Et puis, une fois ces travaux complétés, on se rendra sans doute compte qu’on peut simplement conserver les plinthes électriques. La réduction de la consommation d’énergie conséquente aux mesures d’efficacité énergétique ne justifiera probablement plus les dizaines de milliers de dollars nécessaires pour la géothermie. Alternativement, le propriétaire pourra aussi considérer l’installation d’une thermopompe air-air. Beaucoup moins chère que la géothermie et très souvent beaucoup plus rentable.
Remplacer le mazout par la géothermie : une mauvaise bonne idée
Transition énergétique Québec (TÉQ), dans le cadre du programme Rénoclimat, subventionne allègrement l’installation de systèmes géothermiques, particulièrement dans le cas de remplacement de systèmes de chauffage au mazout. En théorie, l’idée est bonne, mais dans la pratique, elle l’est moins.
Une maison chauffée au mazout est généralement équipée de conduits de ventilation pour la distribution de la chaleur. Or, le dimensionnement des réseaux de distribution d’air des fournaises au mazout n’est pas adéquat pour les thermopompes géothermiques. Parmi les problèmes possibles, on note le bruit excessif ou les carences en chaleur dans certaines pièces de la maison – particulièrement aux extrémités des réseaux de distribution d’air.
Je serais bien curieux de savoir combien de consommateurs sont conscients de ces particularités techniques. Il serait intéressant de savoir combien en ont été informés au moment de magasiner un système géothermique. Un sondage sur le confort des occupants, après un premier hiver serait aussi révélateur. Je parie que plusieurs se plaindraient du froid relatif dans certaines pièces.
De grâce, cessons le gaspillage subventionnaire
Les subventions de TÉQ pour la géothermie ne peuvent se justifier que pour des raisons idéologiques. Probablement aussi un peu par méconnaissance des particularités techniques et économiques de la géothermie et beaucoup par ignorance de la structure actuelle de l’industrie qui repose solidement sur une base oligopolistique.
Aux États-Unis, le gouvernement fédéral a subventionné la géothermie à hauteur d’un crédit d’impôt de 30 % pendant plus de dix ans. Non seulement ce gaspillage d’argent n’a jamais fait décoller l’industrie mais le nombre d’installations diminue d’année en année depuis l’instauration du crédit.5 Constat qui tend à confirmer que la géothermie résidentielle est un produit de luxe avec un taux d’opportunisme stratosphérique.

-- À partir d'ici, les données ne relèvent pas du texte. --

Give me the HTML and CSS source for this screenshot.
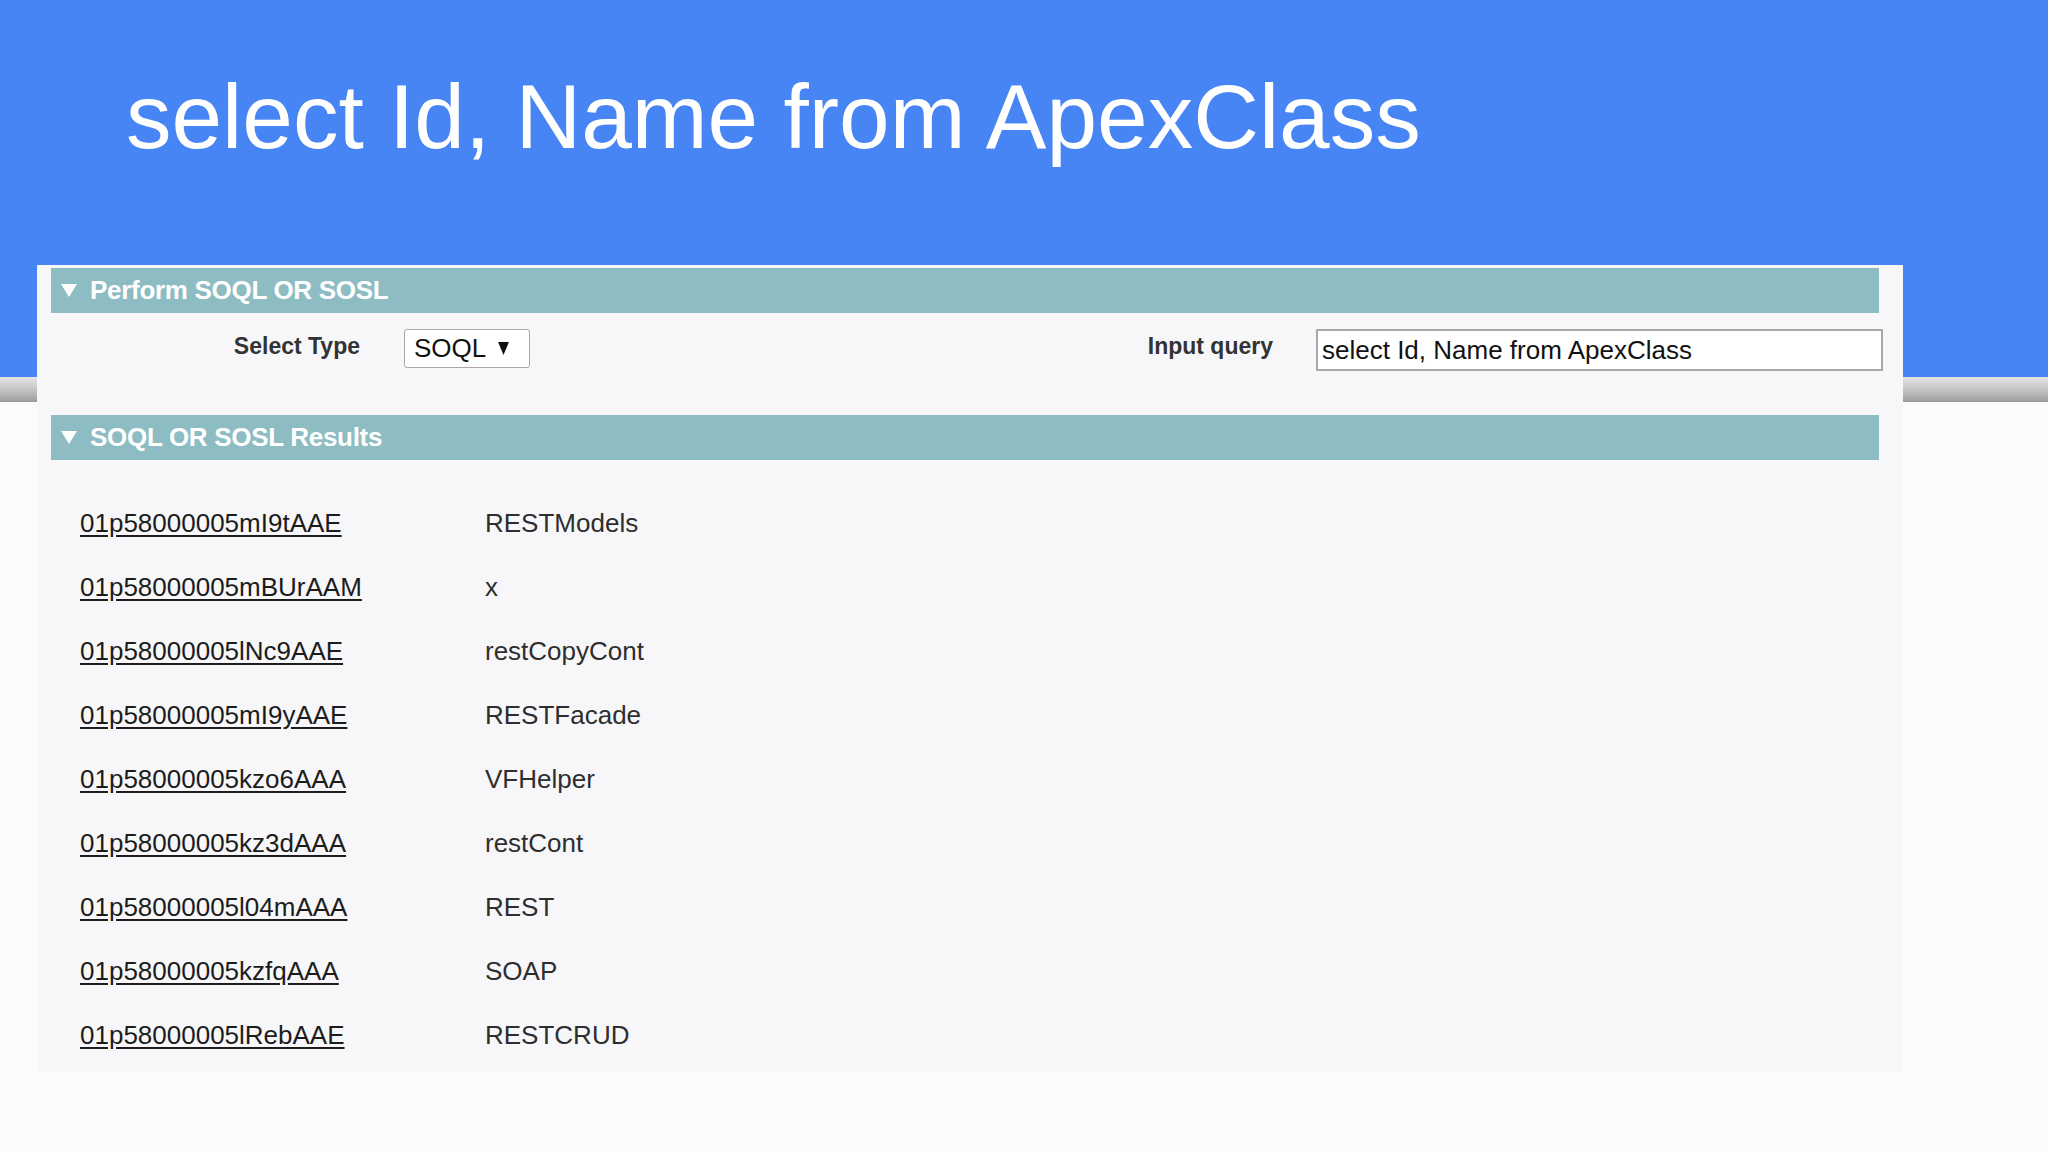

Bref, les subventions ont brisé la croissance tendancielle de l’industrie pour ensuite étouffer le marché. À terme, ce sont les entreprises qui installent ces systèmes qui en paient le prix puisque que dans l’état actuel de la technologie, la géothermie ne deviendra jamais un marché de masse. Elle continuera cependant à répondre à une certaine demande pour les biens nantis.
Bon. J’entends déjà hurler dans les chaumières. C’est clair. Pour plusieurs qui entretiennent la confusion depuis des années, la vérité choque, mais elle déboulonne aussi bien des mythes. Tant mieux.
J’ai mentionné plus haut que j’ai hésité à écrire cette chronique. Finalement, j’y ai pris goût.
La suite très bientôt.
Notes
- Par souci de transparence, je précise que j’ai travaillé dans l’industrie de la géothermie pendant plus de douze ans, j’ai été président-directeur général de la Coalition canadienne de l’énergie géothermique. Avec d’autres collègues, nous avons analysé les données techniques de plus de 18 000 installations résidentielles et commerciales au Canada. Personnellement, j’ai aussi été appelé à arbitrer un nombre considérable de conflits entre consommateurs et installateurs de systèmes géothermiques. De belles installations faites dans les règles de l’art, j’en ai vu plusieurs. Des installations déficientes, j’en ai aussi vu des centaines.
- https://www.theglobeandmail.com/real-estate/toronto/ontario-homeowners-geothermal-installation-offers-a-cautionarytale/article38309054/
- Régie de l’énergie. Dossier R-3814-2012. Pièce C-CCÉG-0008. http://publicsde.regie-energie.qc.ca/_layouts/publicsite/ProjectPhaseDetail.aspx?ProjectID=80&phase=1&Provenance=C&generate=true
- Pour plus de détails, je vous invite à lire un article de 2017 portant sur les pièges et embuches de la géothermie résidentielle publié dans le magazine La Maison du 21e siècle. https://maisonsaine.ca/energies/chauffage/geothermie-10-pieges-et-embuches.html
- Cette analyse est fondée sur la disponibilité de statistiques disponibles auprès de sociétés cotées sur les places boursières au Canada et aux États-Unis. À la suite de nombreuses fusions de fabricants de thermopompes géothermiques il y a quelques années et la fermeture de leur capital, il n’y a malheureusement plus de données disponibles publiquement.